-- Start Stored data --

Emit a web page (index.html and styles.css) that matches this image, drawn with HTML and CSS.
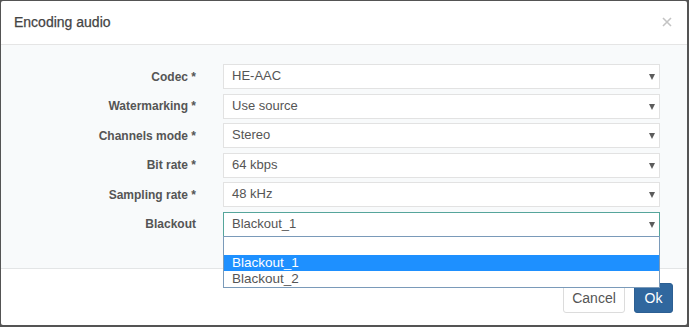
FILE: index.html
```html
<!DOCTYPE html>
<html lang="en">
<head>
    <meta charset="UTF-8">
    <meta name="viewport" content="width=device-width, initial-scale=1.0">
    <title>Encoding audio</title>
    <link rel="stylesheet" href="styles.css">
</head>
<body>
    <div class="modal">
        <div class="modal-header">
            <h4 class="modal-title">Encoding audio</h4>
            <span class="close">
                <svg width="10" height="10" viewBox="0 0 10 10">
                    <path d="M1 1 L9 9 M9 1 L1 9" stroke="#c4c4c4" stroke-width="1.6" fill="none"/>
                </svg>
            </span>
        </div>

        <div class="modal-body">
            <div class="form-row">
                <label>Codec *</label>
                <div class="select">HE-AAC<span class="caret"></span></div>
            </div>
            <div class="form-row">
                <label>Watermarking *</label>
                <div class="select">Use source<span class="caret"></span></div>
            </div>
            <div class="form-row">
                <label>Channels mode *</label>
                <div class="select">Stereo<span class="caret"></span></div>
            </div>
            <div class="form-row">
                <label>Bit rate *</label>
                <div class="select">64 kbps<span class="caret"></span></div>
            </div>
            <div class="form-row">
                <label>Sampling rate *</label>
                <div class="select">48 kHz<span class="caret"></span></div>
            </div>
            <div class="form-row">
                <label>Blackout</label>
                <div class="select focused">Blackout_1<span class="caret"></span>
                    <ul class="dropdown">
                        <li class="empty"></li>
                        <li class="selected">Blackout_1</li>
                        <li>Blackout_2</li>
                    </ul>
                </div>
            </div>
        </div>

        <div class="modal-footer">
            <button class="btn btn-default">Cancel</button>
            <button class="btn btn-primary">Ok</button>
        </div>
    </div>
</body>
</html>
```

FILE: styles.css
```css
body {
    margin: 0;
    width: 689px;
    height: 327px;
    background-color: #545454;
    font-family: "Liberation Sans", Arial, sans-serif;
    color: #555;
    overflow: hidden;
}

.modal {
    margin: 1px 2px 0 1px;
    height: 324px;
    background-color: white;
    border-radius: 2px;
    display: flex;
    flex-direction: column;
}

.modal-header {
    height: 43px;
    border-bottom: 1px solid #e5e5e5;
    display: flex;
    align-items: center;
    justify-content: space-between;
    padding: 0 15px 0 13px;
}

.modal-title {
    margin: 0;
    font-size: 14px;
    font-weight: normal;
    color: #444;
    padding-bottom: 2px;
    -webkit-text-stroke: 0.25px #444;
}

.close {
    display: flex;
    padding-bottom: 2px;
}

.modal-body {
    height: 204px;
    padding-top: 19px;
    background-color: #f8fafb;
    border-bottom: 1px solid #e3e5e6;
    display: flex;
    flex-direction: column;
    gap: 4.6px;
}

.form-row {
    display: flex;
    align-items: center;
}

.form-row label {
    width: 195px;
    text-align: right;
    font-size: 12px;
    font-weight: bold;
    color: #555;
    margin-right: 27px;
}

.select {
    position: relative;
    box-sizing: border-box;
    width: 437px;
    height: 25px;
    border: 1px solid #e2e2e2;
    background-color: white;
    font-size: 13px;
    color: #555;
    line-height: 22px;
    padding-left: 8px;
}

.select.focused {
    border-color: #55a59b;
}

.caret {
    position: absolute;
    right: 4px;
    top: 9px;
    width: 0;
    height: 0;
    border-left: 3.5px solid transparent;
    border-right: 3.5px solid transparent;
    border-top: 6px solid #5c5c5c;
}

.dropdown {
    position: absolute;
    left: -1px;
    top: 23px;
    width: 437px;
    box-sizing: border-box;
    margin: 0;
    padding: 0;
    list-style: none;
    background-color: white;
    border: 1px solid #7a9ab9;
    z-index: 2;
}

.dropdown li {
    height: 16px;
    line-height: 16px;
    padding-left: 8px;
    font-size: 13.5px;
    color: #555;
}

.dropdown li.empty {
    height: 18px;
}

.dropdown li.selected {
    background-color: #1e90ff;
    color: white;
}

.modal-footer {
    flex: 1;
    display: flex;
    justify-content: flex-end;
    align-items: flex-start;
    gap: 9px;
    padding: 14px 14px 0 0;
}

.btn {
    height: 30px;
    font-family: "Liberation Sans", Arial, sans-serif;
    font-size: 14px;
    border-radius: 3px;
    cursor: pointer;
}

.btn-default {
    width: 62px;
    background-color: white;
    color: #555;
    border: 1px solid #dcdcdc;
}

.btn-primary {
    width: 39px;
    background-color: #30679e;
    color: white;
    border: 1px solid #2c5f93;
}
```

-- End Stored data --

◆ Requirement: Using the material above, set down every line exactly, but skip the pictures.

◆ Reply:
Emit a web page (index.html and styles.css) that matches this image, drawn with HTML and CSS.
FILE: index.html
```html
<!DOCTYPE html>
<html lang="en">
<head>
    <meta charset="UTF-8">
    <meta name="viewport" content="width=device-width, initial-scale=1.0">
    <title>Encoding audio</title>
    <link rel="stylesheet" href="styles.css">
</head>
<body>
    <div class="modal">
        <div class="modal-header">
            <h4 class="modal-title">Encoding audio</h4>
            <span class="close">
                <svg width="10" height="10" viewBox="0 0 10 10">
                    <path d="M1 1 L9 9 M9 1 L1 9" stroke="#c4c4c4" stroke-width="1.6" fill="none"/>
                </svg>
            </span>
        </div>

        <div class="modal-body">
            <div class="form-row">
                <label>Codec *</label>
                <div class="select">HE-AAC<span class="caret"></span></div>
            </div>
            <div class="form-row">
                <label>Watermarking *</label>
                <div class="select">Use source<span class="caret"></span></div>
            </div>
            <div class="form-row">
                <label>Channels mode *</label>
                <div class="select">Stereo<span class="caret"></span></div>
            </div>
            <div class="form-row">
                <label>Bit rate *</label>
                <div class="select">64 kbps<span class="caret"></span></div>
            </div>
            <div class="form-row">
                <label>Sampling rate *</label>
                <div class="select">48 kHz<span class="caret"></span></div>
            </div>
            <div class="form-row">
                <label>Blackout</label>
                <div class="select focused">Blackout_1<span class="caret"></span>
                    <ul class="dropdown">
                        <li class="empty"></li>
                        <li class="selected">Blackout_1</li>
                        <li>Blackout_2</li>
                    </ul>
                </div>
            </div>
        </div>

        <div class="modal-footer">
            <button class="btn btn-default">Cancel</button>
            <button class="btn btn-primary">Ok</button>
        </div>
    </div>
</body>
</html>
```

FILE: styles.css
```css
body {
    margin: 0;
    width: 689px;
    height: 327px;
    background-color: #545454;
    font-family: "Liberation Sans", Arial, sans-serif;
    color: #555;
    overflow: hidden;
}

.modal {
    margin: 1px 2px 0 1px;
    height: 324px;
    background-color: white;
    border-radius: 2px;
    display: flex;
    flex-direction: column;
}

.modal-header {
    height: 43px;
    border-bottom: 1px solid #e5e5e5;
    display: flex;
    align-items: center;
    justify-content: space-between;
    padding: 0 15px 0 13px;
}

.modal-title {
    margin: 0;
    font-size: 14px;
    font-weight: normal;
    color: #444;
    padding-bottom: 2px;
    -webkit-text-stroke: 0.25px #444;
}

.close {
    display: flex;
    padding-bottom: 2px;
}

.modal-body {
    height: 204px;
    padding-top: 19px;
    background-color: #f8fafb;
    border-bottom: 1px solid #e3e5e6;
    display: flex;
    flex-direction: column;
    gap: 4.6px;
}

.form-row {
    display: flex;
    align-items: center;
}

.form-row label {
    width: 195px;
    text-align: right;
    font-size: 12px;
    font-weight: bold;
    color: #555;
    margin-right: 27px;
}

.select {
    position: relative;
    box-sizing: border-box;
    width: 437px;
    height: 25px;
    border: 1px solid #e2e2e2;
    background-color: white;
    font-size: 13px;
    color: #555;
    line-height: 22px;
    padding-left: 8px;
}

.select.focused {
    border-color: #55a59b;
}

.caret {
    position: absolute;
    right: 4px;
    top: 9px;
    width: 0;
    height: 0;
    border-left: 3.5px solid transparent;
    border-right: 3.5px solid transparent;
    border-top: 6px solid #5c5c5c;
}

.dropdown {
    position: absolute;
    left: -1px;
    top: 23px;
    width: 437px;
    box-sizing: border-box;
    margin: 0;
    padding: 0;
    list-style: none;
    background-color: white;
    border: 1px solid #7a9ab9;
    z-index: 2;
}

.dropdown li {
    height: 16px;
    line-height: 16px;
    padding-left: 8px;
    font-size: 13.5px;
    color: #555;
}

.dropdown li.empty {
    height: 18px;
}

.dropdown li.selected {
    background-color: #1e90ff;
    color: white;
}

.modal-footer {
    flex: 1;
    display: flex;
    justify-content: flex-end;
    align-items: flex-start;
    gap: 9px;
    padding: 14px 14px 0 0;
}

.btn {
    height: 30px;
    font-family: "Liberation Sans", Arial, sans-serif;
    font-size: 14px;
    border-radius: 3px;
    cursor: pointer;
}

.btn-default {
    width: 62px;
    background-color: white;
    color: #555;
    border: 1px solid #dcdcdc;
}

.btn-primary {
    width: 39px;
    background-color: #30679e;
    color: white;
    border: 1px solid #2c5f93;
}
```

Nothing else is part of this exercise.